En ce début de l’été 1943, la montée en puissance de l’action de la Résistance inquiète l’occupant. Il lui faut réagir sans tarder. Le 17 juin des résistants se trouvent en difficulté, pressés par la police italienne. Eclate la fusillade de la Brasserie Nouvelle. Elle causera la perte cruelle de nos camarades André Giusti et Jules Mondoloni sans que l’ennemi aie pu en tirer un quelconque avantage. C’est au contraire la Résistance qui mobilisera d’autres énergies après ce tragique événement. Les forces d’occupation croiront tenir leur revanche lorsque la possibilité leur est donnée, dix jours plus tard, d’appréhender un membre du comité directeur du Front National.

Effectivement, le 27 juin, chez Antoinette et Jacques Bonafedi, 9 boulevard Madame Mère à Ajaccio, nous préparons avec Jean Nicoli la réception du sous-marin Casabianca qui doit nous livrer plusieurs tonnes de matériel de guerre. Les fascistes cernaient l’immeuble. Nous détruisons immédiatement les documents que nous consultions. Toutes les issues étant gardées nous cherchons un refuge dans les caves. C’est là que je suis découvert le premier. Un agent de l’OVRA s’écrie : « Non e lui ! » On apprendra plus tard que nos assaillants étaient en possession d’une fausse carte d’identité portant la photographie de Jean Nicoli trahi par le radio « Pierre ». Le commandant l’Herminier avait déjà exprimé au sujet de ce dernier les plus grandes appréhensions. Nous sommes tous les trois arrêtés. Inconnu des policiers de l’OVRA je serai condamné, ainsi que Jacques Bonafedi, à 30 ans de réclusion. Il en ira tout autrement pour Jean Nicoli identifié comme un des principaux dirigeants de la Résistance.

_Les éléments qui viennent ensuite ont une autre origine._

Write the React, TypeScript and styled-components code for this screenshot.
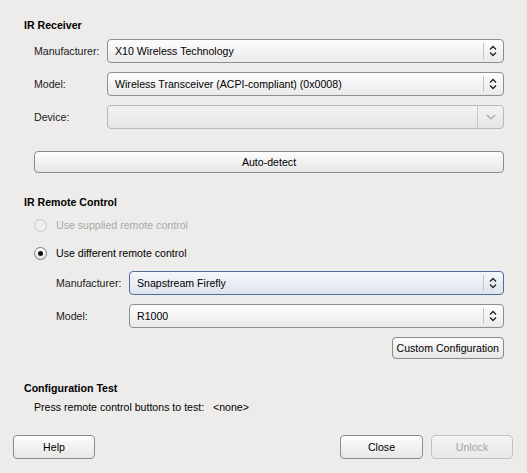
import React from "react";
import styled, {createGlobalStyle, css} from "styled-components";

const GlobalStyle = createGlobalStyle`
  html, body {
    margin: 0;
    padding: 0;
    background: #edecea;
  }
  body {
    font-family: "Liberation Sans", Arial, sans-serif;
    font-size: 10.6px;
    color: #000;
  }
`;

const Dialog = styled.div`
  width: 527px;
  height: 473px;
  box-sizing: border-box;
  padding: 18px 23px 0 24px;
  display: flex;
  flex-direction: column;
  position: relative;
`;

const SectionTitle = styled.div<{ top?: number }>`
  font-weight: bold;
  line-height: 14px;
  margin-top: ${props => props.top ?? 0}px;
`;

const Indent = styled.div<{ left: number }>`
  padding-left: ${props => props.left}px;
`;

const FormGrid = styled.div<{ top?: number }>`
  display: grid;
  grid-template-columns: 73px 1fr;
  row-gap: 9px;
  align-items: center;
  margin-top: ${props => props.top ?? 0}px;
`;

const Label = styled.span`
  line-height: 24px;
  color: #1a1a1a;
  white-space: nowrap;
`;

const ComboBox = styled.div<{ focused?: boolean; disabled?: boolean }>`
  height: 24px;
  box-sizing: border-box;
  border: 1px solid #8e8e8e;
  border-radius: 4px;
  background: linear-gradient(#fdfdfd, #eaeaea);
  display: flex;
  align-items: center;
  padding-left: 7px;

  ${props => props.focused && css`
    border-color: #4f6e98;
    background: linear-gradient(#f5f7fb, #dfe4ec);
  `};

  ${props => props.disabled && css`
    border-color: #b9b9b7;
    background: linear-gradient(#f2f2f1, #e6e6e5);
  `};
`;

const ComboText = styled.span`
  flex: 1;
  white-space: nowrap;
`;

const ArrowArea = styled.div`
  width: 18px;
  height: 16px;
  border-left: 1px solid #c4c4c4;
  display: flex;
  align-items: center;
  justify-content: center;
  margin-right: 1px;
`;

const DropButton = styled.div`
  width: 25px;
  align-self: stretch;
  border-left: 1px solid #c6c6c4;
  display: flex;
  align-items: center;
  justify-content: center;
`;

const PushButton = styled.button<{ width?: number; height?: number }>`
  font-family: "Liberation Sans", Arial, sans-serif;
  font-size: 10.6px;
  color: #000;
  height: ${props => props.height ?? 22}px;
  width: ${props => props.width ? `${props.width}px` : "auto"};
  box-sizing: border-box;
  border: 1px solid #8b8b8b;
  border-radius: 4px;
  background: linear-gradient(#fdfdfd, #e6e6e5);
  padding: 0 4px;
  cursor: default;

  &:disabled {
    color: #a3a3a3;
    border-color: #c2c2c0;
    background: linear-gradient(#f3f3f2, #e9e9e8);
  }
`;

const WideButton = styled(PushButton)`
  display: block;
  margin-top: 22px;
  margin-left: 10px;
  width: calc(100% - 10px);
`;

const RightRow = styled.div`
  display: flex;
  justify-content: flex-end;
  margin-top: 9px;
`;

const RadioRow = styled.label<{ disabled?: boolean; top: number }>`
  display: flex;
  align-items: center;
  gap: 9px;
  height: 18px;
  margin-top: ${props => props.top}px;
  padding-left: 10px;
  color: ${props => props.disabled ? "#a8a8a8" : "#000"};
`;

const RadioCircle = styled.span<{ checked?: boolean; disabled?: boolean }>`
  width: 13px;
  height: 13px;
  box-sizing: border-box;
  border-radius: 50%;
  border: 1px solid ${props => props.disabled ? "#c8c8c6" : "#7c7c7c"};
  background: ${props => props.disabled ? "#eeeeec" : "linear-gradient(#ffffff, #e2e2e2)"};
  display: flex;
  align-items: center;
  justify-content: center;

  ${props => props.checked && css`
    &::after {
      content: "";
      width: 5px;
      height: 5px;
      border-radius: 50%;
      background: #111;
    }
  `};
`;

const TestLine = styled.div`
  margin-top: 5px;
  padding-left: 10px;
  line-height: 14px;
  white-space: pre;
`;

const Footer = styled.div`
  position: absolute;
  left: 13px;
  right: 14px;
  bottom: 14px;
  display: flex;
  gap: 8px;
`;

const Spacer = styled.div`
  flex: 1;
`;

const UpDownIcon = () => (
  <svg width="8" height="12" viewBox="0 0 8 12">
    <path d="M1 4.5 L4 1.5 L7 4.5" fill="none" stroke="#222" strokeWidth="1.3"/>
    <path d="M1 7.5 L4 10.5 L7 7.5" fill="none" stroke="#222" strokeWidth="1.3"/>
  </svg>
);

const ChevronDown = () => (
  <svg width="10" height="6" viewBox="0 0 10 6">
    <path d="M1 1 L5 5 L9 1" fill="none" stroke="#a9a9a9" strokeWidth="1.2"/>
  </svg>
);

interface ComboProps {
  value?: string;
  focused?: boolean;
}

const Combo = ({value, focused}: ComboProps) => (
  <ComboBox focused={focused}>
    <ComboText>{value}</ComboText>
    <ArrowArea><UpDownIcon/></ArrowArea>
  </ComboBox>
);

export default function App() {
  return (
    <>
      <GlobalStyle/>
      <Dialog>
        <SectionTitle>IR Receiver</SectionTitle>
        <Indent left={10}>
          <FormGrid top={7}>
            <Label>Manufacturer:</Label>
            <Combo value="X10 Wireless Technology"/>
            <Label>Model:</Label>
            <Combo value="Wireless Transceiver (ACPI-compliant) (0x0008)"/>
            <Label>Device:</Label>
            <ComboBox disabled>
              <ComboText/>
              <DropButton><ChevronDown/></DropButton>
            </ComboBox>
          </FormGrid>
        </Indent>
        <WideButton>Auto-detect</WideButton>

        <SectionTitle top={22}>IR Remote Control</SectionTitle>
        <RadioRow disabled top={7}>
          <RadioCircle disabled/>
          Use supplied remote control
        </RadioRow>
        <RadioRow top={10}>
          <RadioCircle checked/>
          Use different remote control
        </RadioRow>
        <Indent left={32}>
          <FormGrid top={9}>
            <Label>Manufacturer:</Label>
            <Combo value="Snapstream Firefly" focused/>
            <Label>Model:</Label>
            <Combo value="R1000"/>
          </FormGrid>
          <RightRow>
            <PushButton>Custom Configuration</PushButton>
          </RightRow>
        </Indent>

        <SectionTitle top={22}>Configuration Test</SectionTitle>
        <TestLine>Press remote control buttons to test:   &lt;none&gt;</TestLine>

        <Footer>
          <PushButton width={82} height={24}>Help</PushButton>
          <Spacer/>
          <PushButton width={83} height={24}>Close</PushButton>
          <PushButton width={82} height={24} disabled>Unlock</PushButton>
        </Footer>
      </Dialog>
    </>
  );
}
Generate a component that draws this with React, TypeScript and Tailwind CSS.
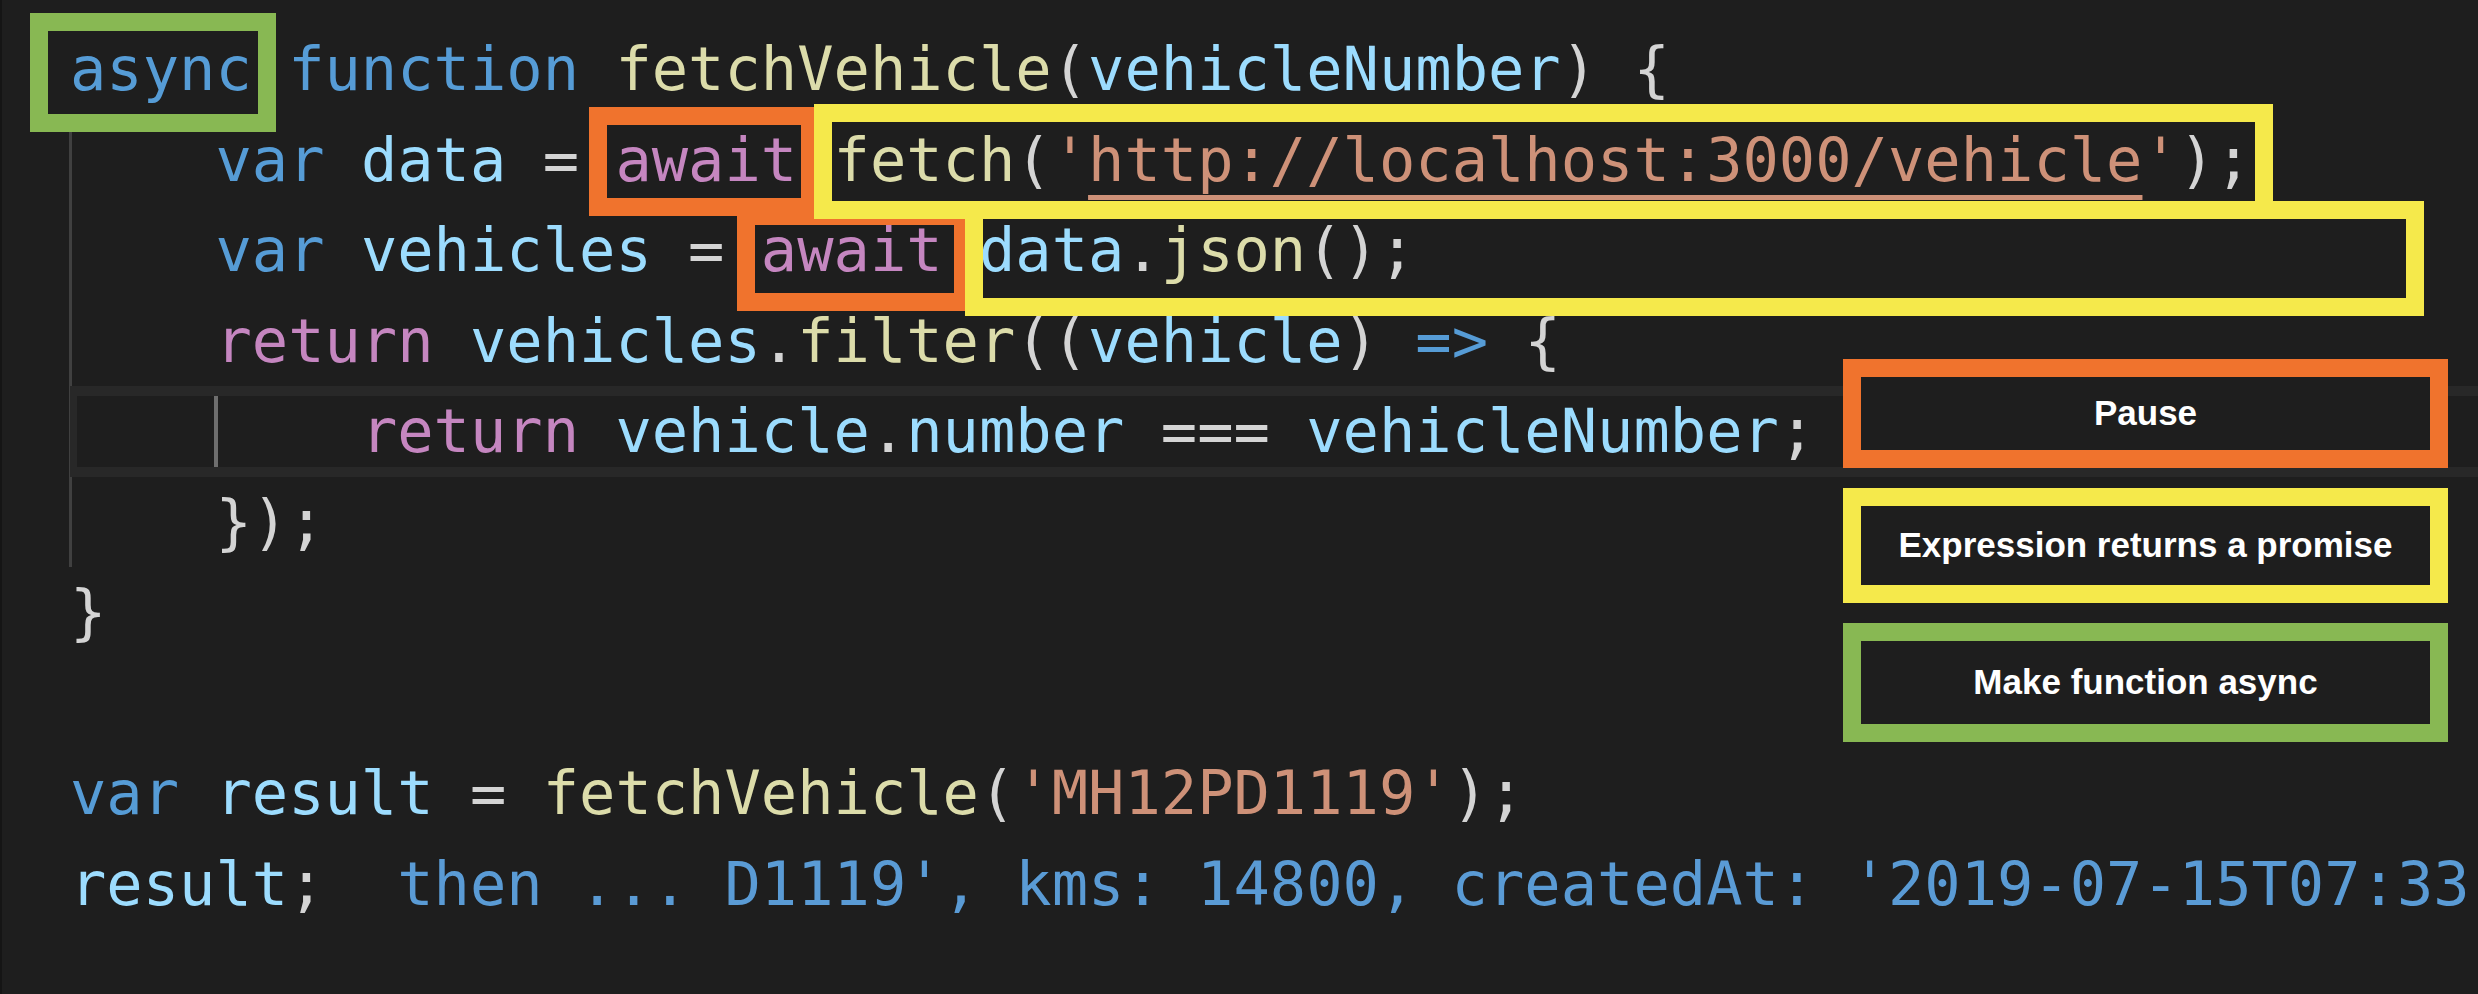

De cet instant commencera un terrible calvaire. Rien ne sera épargné au combattant qui incarnait si hautement la résistance à l’ennemi. Toute tentative de le faire évader s’avèrera vaine. Ses tortionnaires devront pourtant renoncer à obtenir de lui le moindre renseignement. Le bourreau devra s’avouer vaincu par l’homme enchaîné qui au seuil de la mort écrit à ses enfants : « … Ne pleurez pas. Souriez-moi. Soyez fiers de votre papa, il sait que vous pouvez l’être. La tête de Maure et la fleur rouge, c’est le seul deuil que je vous demande… « . Au matin du 30 août 1943, Jean Nicoli était sauvagement assassiné par la vermine fasciste.

Jérôme Santarelli, déporté, résistant. Président départemental de l’ANACR.